Ingredients:

  • 6 large eggs, hard-boiled and peeled
  • 3 slices of bacon, cooked and crumbled
  • 1/4 cup mayonnaise
  • 2 tablespoons shredded cheddar cheese
  • 1 tablespoon Dijon mustard
  • 1 teaspoon white vinegar
  • Salt and black pepper to taste
  • Chopped chives or green onions for garnish (optional)

Instructions:

  1. Hard-Boil the Eggs:
    • Place the eggs in a saucepan and cover them with water.
    • Bring the water to a boil, then reduce the heat to a simmer and cook the eggs for 10-12 minutes.
    • Once done, transfer the eggs to an ice bath to cool before peeling.
  2. Prepare the Eggs:
    • Once the eggs are peeled, cut them in half lengthwise.
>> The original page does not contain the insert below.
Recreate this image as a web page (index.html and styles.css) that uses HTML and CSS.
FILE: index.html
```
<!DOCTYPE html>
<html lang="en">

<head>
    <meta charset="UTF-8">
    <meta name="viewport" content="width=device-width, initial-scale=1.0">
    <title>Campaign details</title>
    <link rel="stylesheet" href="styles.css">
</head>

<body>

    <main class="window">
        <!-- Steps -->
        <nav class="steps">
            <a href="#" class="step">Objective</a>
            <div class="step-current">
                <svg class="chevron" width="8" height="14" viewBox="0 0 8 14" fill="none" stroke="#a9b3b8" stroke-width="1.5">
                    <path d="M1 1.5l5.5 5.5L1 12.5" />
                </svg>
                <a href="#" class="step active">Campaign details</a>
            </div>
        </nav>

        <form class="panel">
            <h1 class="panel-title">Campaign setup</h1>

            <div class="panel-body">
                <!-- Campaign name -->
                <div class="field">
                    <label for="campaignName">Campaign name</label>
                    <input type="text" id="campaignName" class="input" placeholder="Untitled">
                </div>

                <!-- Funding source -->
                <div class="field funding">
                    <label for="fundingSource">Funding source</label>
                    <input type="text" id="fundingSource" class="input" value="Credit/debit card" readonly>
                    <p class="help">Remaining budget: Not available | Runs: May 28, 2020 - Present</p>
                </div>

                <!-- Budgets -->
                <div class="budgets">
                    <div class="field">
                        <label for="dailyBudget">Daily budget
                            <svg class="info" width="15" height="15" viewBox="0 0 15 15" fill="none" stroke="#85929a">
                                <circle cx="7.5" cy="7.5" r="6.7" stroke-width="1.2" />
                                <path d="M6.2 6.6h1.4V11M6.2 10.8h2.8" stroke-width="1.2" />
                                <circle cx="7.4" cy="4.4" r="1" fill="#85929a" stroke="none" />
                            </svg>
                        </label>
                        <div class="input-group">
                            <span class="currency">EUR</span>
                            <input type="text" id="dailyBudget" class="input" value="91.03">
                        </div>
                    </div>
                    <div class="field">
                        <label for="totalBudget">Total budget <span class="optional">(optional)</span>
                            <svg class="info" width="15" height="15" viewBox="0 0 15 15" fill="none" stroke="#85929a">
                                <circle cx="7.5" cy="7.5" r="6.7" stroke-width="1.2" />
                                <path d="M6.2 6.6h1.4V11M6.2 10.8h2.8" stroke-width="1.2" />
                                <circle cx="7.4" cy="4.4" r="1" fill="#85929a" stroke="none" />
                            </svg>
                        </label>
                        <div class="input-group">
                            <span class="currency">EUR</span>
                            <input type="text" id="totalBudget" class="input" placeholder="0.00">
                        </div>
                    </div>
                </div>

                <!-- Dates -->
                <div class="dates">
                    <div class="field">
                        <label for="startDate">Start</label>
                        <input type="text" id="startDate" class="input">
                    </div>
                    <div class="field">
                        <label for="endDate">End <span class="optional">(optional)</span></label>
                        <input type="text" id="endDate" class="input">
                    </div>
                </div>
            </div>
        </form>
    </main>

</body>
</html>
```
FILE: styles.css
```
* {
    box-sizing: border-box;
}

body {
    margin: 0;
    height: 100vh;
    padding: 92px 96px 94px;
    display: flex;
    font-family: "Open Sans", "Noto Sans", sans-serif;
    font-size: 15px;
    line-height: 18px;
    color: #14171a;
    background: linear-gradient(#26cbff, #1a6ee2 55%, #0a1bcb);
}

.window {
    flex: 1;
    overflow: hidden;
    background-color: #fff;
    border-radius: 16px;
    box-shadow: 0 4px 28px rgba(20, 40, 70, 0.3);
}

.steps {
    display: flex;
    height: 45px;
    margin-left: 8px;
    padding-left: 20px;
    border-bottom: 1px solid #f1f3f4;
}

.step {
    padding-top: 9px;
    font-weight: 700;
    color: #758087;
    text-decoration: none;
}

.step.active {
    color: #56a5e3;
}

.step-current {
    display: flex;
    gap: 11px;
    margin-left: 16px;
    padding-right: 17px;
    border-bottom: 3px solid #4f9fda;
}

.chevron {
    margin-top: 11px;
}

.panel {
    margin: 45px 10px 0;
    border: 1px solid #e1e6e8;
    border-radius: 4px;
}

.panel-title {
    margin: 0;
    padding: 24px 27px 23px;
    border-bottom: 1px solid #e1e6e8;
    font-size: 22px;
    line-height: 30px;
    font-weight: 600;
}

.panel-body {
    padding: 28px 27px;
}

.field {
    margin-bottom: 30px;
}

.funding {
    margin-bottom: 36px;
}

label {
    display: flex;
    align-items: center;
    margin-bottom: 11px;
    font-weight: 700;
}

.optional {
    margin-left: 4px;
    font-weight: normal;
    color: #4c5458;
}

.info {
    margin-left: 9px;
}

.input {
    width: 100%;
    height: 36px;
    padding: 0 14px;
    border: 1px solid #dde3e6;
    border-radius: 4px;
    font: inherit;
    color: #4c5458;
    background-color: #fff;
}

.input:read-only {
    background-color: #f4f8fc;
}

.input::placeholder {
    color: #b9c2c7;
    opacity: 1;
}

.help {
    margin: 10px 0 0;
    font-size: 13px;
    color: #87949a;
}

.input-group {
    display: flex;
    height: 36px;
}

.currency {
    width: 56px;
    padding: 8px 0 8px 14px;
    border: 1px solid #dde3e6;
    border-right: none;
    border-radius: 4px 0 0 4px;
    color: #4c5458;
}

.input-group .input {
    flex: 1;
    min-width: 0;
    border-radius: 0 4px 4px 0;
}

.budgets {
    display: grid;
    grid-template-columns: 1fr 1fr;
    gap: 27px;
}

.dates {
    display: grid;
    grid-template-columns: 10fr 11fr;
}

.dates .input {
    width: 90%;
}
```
    • Carefully remove the yolks and place them in a bowl.
  3. Make the Filling:
    • Mash the egg yolks with a fork.
    • Add mayonnaise, crumbled bacon, shredded cheddar cheese, Dijon mustard, white vinegar, salt, and black pepper to the mashed yolks.
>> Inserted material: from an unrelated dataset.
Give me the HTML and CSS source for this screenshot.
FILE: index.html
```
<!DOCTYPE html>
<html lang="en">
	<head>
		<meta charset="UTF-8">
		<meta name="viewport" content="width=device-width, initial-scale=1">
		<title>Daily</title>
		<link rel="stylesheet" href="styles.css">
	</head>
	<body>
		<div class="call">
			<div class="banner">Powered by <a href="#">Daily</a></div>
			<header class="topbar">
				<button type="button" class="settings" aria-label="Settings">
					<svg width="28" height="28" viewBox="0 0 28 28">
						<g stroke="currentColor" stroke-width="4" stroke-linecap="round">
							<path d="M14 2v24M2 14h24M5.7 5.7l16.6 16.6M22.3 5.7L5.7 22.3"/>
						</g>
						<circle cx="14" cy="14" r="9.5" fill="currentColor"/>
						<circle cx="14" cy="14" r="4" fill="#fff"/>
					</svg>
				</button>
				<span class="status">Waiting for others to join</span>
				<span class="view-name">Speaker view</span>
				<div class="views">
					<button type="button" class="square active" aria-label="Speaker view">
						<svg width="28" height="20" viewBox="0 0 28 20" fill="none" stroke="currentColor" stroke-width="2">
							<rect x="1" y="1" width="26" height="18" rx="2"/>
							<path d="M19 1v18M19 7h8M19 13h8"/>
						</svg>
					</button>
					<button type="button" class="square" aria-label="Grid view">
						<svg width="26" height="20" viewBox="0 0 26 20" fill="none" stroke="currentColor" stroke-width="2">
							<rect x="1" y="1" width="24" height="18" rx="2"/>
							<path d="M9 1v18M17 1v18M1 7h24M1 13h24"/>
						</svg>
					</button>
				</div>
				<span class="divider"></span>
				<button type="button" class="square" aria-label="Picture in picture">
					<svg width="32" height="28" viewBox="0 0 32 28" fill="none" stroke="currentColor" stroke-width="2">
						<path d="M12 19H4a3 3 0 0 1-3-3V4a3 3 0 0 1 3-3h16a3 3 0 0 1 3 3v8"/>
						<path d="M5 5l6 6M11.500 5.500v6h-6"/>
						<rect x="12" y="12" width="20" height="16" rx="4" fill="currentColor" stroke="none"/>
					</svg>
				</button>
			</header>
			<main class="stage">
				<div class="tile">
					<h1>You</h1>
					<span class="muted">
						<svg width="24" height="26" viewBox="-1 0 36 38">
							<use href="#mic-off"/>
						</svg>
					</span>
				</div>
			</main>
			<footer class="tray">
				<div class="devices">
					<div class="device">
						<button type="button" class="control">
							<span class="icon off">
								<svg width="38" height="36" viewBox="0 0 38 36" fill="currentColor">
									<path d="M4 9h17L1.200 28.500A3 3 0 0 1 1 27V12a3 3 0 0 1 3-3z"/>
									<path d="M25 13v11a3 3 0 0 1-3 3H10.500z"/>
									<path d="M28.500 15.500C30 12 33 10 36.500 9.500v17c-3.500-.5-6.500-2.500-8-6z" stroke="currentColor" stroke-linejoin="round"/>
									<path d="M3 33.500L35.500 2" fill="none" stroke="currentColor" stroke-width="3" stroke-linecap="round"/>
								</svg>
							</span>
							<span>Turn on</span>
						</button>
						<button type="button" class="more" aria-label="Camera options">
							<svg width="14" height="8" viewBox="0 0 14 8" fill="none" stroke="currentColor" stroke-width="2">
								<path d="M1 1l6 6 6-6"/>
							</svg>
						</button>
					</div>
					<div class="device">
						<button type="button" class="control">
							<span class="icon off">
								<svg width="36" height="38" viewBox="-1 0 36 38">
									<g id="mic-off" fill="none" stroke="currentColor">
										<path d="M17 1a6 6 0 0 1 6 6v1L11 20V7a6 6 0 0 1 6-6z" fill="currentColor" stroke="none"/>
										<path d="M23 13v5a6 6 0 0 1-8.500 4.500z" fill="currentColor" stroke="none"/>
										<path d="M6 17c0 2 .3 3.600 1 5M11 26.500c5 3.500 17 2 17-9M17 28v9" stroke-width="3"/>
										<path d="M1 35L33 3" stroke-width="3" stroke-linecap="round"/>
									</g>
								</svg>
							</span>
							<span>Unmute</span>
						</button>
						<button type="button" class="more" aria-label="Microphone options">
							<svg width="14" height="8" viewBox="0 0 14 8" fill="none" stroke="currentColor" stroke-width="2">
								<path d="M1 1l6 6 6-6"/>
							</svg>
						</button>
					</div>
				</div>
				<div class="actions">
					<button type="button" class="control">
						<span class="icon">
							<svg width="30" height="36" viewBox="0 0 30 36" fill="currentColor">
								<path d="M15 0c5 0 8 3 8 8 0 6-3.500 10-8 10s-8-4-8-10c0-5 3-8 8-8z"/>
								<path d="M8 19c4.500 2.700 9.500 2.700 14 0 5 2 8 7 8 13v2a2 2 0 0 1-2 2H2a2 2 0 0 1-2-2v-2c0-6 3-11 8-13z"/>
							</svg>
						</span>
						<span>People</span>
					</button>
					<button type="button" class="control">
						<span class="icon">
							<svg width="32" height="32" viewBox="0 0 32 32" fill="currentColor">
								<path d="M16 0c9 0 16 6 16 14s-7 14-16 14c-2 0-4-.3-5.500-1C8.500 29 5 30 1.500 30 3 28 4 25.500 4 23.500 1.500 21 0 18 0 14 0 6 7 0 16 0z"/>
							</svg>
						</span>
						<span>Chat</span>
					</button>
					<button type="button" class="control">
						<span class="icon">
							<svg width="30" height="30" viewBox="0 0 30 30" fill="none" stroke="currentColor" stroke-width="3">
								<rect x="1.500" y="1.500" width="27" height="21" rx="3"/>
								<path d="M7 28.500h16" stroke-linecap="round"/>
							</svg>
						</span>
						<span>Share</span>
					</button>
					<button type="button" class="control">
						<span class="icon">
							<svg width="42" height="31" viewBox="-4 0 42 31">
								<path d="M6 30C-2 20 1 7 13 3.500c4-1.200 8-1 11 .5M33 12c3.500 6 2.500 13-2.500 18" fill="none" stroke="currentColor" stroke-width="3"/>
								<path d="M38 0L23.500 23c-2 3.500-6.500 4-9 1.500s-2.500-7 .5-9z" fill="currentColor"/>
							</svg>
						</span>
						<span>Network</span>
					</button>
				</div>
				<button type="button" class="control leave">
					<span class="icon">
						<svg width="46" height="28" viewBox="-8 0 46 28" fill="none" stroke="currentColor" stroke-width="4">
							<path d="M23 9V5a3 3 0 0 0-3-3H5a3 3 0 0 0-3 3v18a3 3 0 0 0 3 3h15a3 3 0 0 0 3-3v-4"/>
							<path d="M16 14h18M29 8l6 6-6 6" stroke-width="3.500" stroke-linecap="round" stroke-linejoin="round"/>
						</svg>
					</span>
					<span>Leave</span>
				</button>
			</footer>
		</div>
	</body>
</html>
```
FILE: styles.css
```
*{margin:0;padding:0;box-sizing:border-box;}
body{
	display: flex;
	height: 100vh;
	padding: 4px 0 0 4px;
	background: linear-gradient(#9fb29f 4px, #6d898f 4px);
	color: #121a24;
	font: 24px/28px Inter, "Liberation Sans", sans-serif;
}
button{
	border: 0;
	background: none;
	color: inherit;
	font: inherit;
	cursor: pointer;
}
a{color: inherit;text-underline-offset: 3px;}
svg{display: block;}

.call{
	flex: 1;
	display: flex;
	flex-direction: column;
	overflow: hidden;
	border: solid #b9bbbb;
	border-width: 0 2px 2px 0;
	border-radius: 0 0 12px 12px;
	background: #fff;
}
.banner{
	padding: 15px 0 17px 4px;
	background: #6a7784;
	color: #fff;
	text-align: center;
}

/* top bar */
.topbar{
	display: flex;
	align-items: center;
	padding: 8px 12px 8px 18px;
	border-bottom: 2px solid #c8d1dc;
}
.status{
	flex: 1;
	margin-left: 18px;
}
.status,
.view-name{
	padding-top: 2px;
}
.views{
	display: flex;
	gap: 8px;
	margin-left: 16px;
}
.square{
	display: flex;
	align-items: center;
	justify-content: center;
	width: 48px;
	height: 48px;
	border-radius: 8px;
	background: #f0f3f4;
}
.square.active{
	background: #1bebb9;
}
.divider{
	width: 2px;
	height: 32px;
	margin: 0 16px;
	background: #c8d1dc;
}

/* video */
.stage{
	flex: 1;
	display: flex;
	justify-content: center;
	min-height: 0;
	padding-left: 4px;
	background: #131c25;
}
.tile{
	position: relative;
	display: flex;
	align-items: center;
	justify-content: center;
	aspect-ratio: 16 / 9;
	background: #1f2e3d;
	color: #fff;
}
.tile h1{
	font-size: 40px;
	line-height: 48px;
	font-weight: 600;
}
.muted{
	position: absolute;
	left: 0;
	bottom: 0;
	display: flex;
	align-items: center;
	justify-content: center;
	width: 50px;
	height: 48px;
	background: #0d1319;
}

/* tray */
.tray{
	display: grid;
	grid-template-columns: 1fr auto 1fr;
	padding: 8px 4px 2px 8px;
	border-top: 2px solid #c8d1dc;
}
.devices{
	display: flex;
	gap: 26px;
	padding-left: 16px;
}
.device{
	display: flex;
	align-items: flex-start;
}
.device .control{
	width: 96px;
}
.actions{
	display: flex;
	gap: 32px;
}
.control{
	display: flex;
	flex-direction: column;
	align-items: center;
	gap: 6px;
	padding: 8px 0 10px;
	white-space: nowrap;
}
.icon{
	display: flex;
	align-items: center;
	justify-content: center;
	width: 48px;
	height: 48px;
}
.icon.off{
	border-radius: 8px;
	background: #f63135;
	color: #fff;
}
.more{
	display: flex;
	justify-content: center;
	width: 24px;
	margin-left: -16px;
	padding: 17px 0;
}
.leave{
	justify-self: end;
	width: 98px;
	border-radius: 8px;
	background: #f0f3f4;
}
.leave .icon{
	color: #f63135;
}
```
    • Mix until well combined and smooth.
  4. Fill the Egg Whites:
    • Spoon or pipe the yolk mixture back into the egg white halves.
  5. Garnish:
    • Garnish each deviled egg with additional crumbled bacon and chopped chives or green onions if desired.
  6. Chill and Serve:
    • Refrigerate the deviled eggs for at least 30 minutes before serving to allow the flavors to meld.
  7. Serve:
    • Serve the Bacon Cheddar Deviled Eggs as a tasty appetizer or side dish.